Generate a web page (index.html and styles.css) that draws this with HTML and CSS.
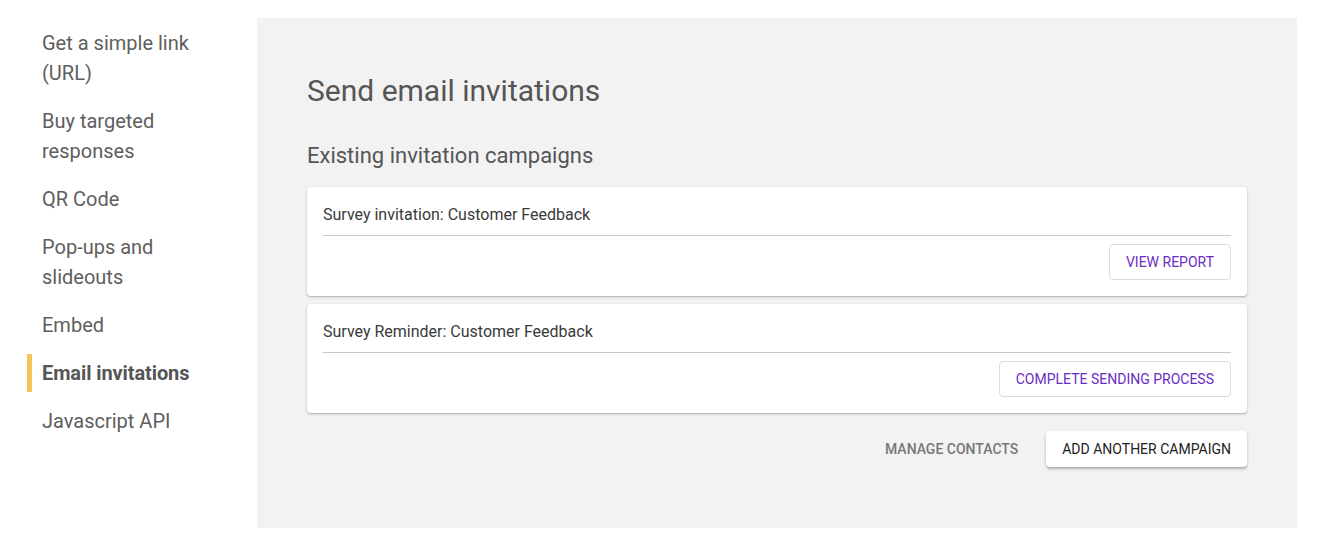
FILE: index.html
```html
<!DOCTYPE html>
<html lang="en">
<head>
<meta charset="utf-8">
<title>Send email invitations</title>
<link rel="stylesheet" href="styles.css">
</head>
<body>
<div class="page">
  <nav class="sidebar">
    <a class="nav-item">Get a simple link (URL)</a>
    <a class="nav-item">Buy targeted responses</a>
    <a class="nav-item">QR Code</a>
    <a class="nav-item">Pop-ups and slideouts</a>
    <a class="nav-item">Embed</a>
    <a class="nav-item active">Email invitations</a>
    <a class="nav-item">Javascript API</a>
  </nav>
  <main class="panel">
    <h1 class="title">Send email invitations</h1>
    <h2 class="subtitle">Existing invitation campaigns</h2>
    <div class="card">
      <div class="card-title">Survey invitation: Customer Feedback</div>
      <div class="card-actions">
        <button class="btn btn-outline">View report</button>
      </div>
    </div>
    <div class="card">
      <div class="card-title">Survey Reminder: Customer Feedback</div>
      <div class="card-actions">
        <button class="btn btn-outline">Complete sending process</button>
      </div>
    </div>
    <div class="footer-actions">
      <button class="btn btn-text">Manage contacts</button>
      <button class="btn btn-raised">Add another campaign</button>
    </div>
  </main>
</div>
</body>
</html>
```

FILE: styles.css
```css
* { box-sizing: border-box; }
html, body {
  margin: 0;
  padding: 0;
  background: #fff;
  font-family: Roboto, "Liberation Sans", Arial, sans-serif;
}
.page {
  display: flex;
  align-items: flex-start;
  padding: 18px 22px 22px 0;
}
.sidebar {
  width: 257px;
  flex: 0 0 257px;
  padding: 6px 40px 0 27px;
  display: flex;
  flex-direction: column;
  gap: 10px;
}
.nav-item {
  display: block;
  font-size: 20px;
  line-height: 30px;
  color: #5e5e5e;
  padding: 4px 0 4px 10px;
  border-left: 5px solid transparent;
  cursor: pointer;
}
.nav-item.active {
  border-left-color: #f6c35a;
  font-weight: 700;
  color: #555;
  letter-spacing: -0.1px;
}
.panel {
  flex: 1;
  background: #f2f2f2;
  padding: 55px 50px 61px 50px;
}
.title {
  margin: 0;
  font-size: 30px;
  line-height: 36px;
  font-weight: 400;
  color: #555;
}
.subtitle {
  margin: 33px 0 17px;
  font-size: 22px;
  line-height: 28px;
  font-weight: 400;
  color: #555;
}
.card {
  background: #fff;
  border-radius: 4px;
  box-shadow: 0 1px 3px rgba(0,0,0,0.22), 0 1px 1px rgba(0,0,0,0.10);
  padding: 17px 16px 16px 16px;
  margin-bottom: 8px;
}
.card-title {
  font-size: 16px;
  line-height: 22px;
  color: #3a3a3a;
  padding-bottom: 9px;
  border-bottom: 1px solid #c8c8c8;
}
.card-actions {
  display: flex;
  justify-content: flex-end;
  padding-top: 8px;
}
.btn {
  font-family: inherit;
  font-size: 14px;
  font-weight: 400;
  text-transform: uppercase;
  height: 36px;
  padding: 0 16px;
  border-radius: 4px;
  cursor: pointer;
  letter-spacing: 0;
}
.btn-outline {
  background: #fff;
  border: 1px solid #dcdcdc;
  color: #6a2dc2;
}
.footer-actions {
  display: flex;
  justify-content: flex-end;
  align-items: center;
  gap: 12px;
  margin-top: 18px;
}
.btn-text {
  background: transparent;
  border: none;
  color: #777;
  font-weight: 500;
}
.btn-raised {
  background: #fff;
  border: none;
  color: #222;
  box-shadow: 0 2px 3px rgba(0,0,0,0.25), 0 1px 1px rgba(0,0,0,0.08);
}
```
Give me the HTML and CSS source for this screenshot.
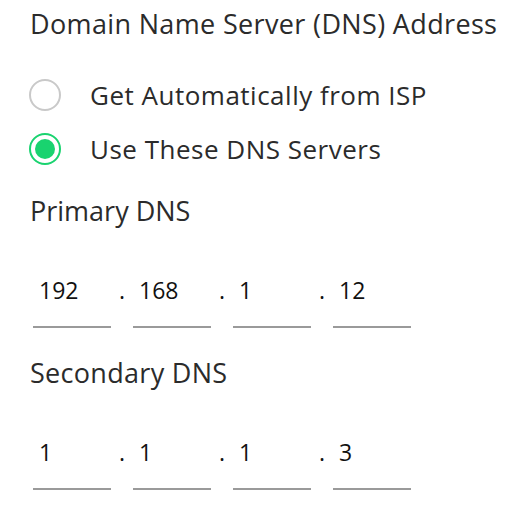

◇ ◇ ◇ ◇

▸ Given problem
Leave out the pictures and give the listing above again exactly.

▸ Response for this exercise
Generate a web page (index.html and styles.css) that draws this with HTML and CSS.
FILE: index.html
```html
<!DOCTYPE html>
<html lang="en">
<head>
<meta charset="utf-8">
<title>Send email invitations</title>
<link rel="stylesheet" href="styles.css">
</head>
<body>
<div class="page">
  <nav class="sidebar">
    <a class="nav-item">Get a simple link (URL)</a>
    <a class="nav-item">Buy targeted responses</a>
    <a class="nav-item">QR Code</a>
    <a class="nav-item">Pop-ups and slideouts</a>
    <a class="nav-item">Embed</a>
    <a class="nav-item active">Email invitations</a>
    <a class="nav-item">Javascript API</a>
  </nav>
  <main class="panel">
    <h1 class="title">Send email invitations</h1>
    <h2 class="subtitle">Existing invitation campaigns</h2>
    <div class="card">
      <div class="card-title">Survey invitation: Customer Feedback</div>
      <div class="card-actions">
        <button class="btn btn-outline">View report</button>
      </div>
    </div>
    <div class="card">
      <div class="card-title">Survey Reminder: Customer Feedback</div>
      <div class="card-actions">
        <button class="btn btn-outline">Complete sending process</button>
      </div>
    </div>
    <div class="footer-actions">
      <button class="btn btn-text">Manage contacts</button>
      <button class="btn btn-raised">Add another campaign</button>
    </div>
  </main>
</div>
</body>
</html>
```

FILE: styles.css
```css
* { box-sizing: border-box; }
html, body {
  margin: 0;
  padding: 0;
  background: #fff;
  font-family: Roboto, "Liberation Sans", Arial, sans-serif;
}
.page {
  display: flex;
  align-items: flex-start;
  padding: 18px 22px 22px 0;
}
.sidebar {
  width: 257px;
  flex: 0 0 257px;
  padding: 6px 40px 0 27px;
  display: flex;
  flex-direction: column;
  gap: 10px;
}
.nav-item {
  display: block;
  font-size: 20px;
  line-height: 30px;
  color: #5e5e5e;
  padding: 4px 0 4px 10px;
  border-left: 5px solid transparent;
  cursor: pointer;
}
.nav-item.active {
  border-left-color: #f6c35a;
  font-weight: 700;
  color: #555;
  letter-spacing: -0.1px;
}
.panel {
  flex: 1;
  background: #f2f2f2;
  padding: 55px 50px 61px 50px;
}
.title {
  margin: 0;
  font-size: 30px;
  line-height: 36px;
  font-weight: 400;
  color: #555;
}
.subtitle {
  margin: 33px 0 17px;
  font-size: 22px;
  line-height: 28px;
  font-weight: 400;
  color: #555;
}
.card {
  background: #fff;
  border-radius: 4px;
  box-shadow: 0 1px 3px rgba(0,0,0,0.22), 0 1px 1px rgba(0,0,0,0.10);
  padding: 17px 16px 16px 16px;
  margin-bottom: 8px;
}
.card-title {
  font-size: 16px;
  line-height: 22px;
  color: #3a3a3a;
  padding-bottom: 9px;
  border-bottom: 1px solid #c8c8c8;
}
.card-actions {
  display: flex;
  justify-content: flex-end;
  padding-top: 8px;
}
.btn {
  font-family: inherit;
  font-size: 14px;
  font-weight: 400;
  text-transform: uppercase;
  height: 36px;
  padding: 0 16px;
  border-radius: 4px;
  cursor: pointer;
  letter-spacing: 0;
}
.btn-outline {
  background: #fff;
  border: 1px solid #dcdcdc;
  color: #6a2dc2;
}
.footer-actions {
  display: flex;
  justify-content: flex-end;
  align-items: center;
  gap: 12px;
  margin-top: 18px;
}
.btn-text {
  background: transparent;
  border: none;
  color: #777;
  font-weight: 500;
}
.btn-raised {
  background: #fff;
  border: none;
  color: #222;
  box-shadow: 0 2px 3px rgba(0,0,0,0.25), 0 1px 1px rgba(0,0,0,0.08);
}
```
Give me the HTML and CSS source for this screenshot.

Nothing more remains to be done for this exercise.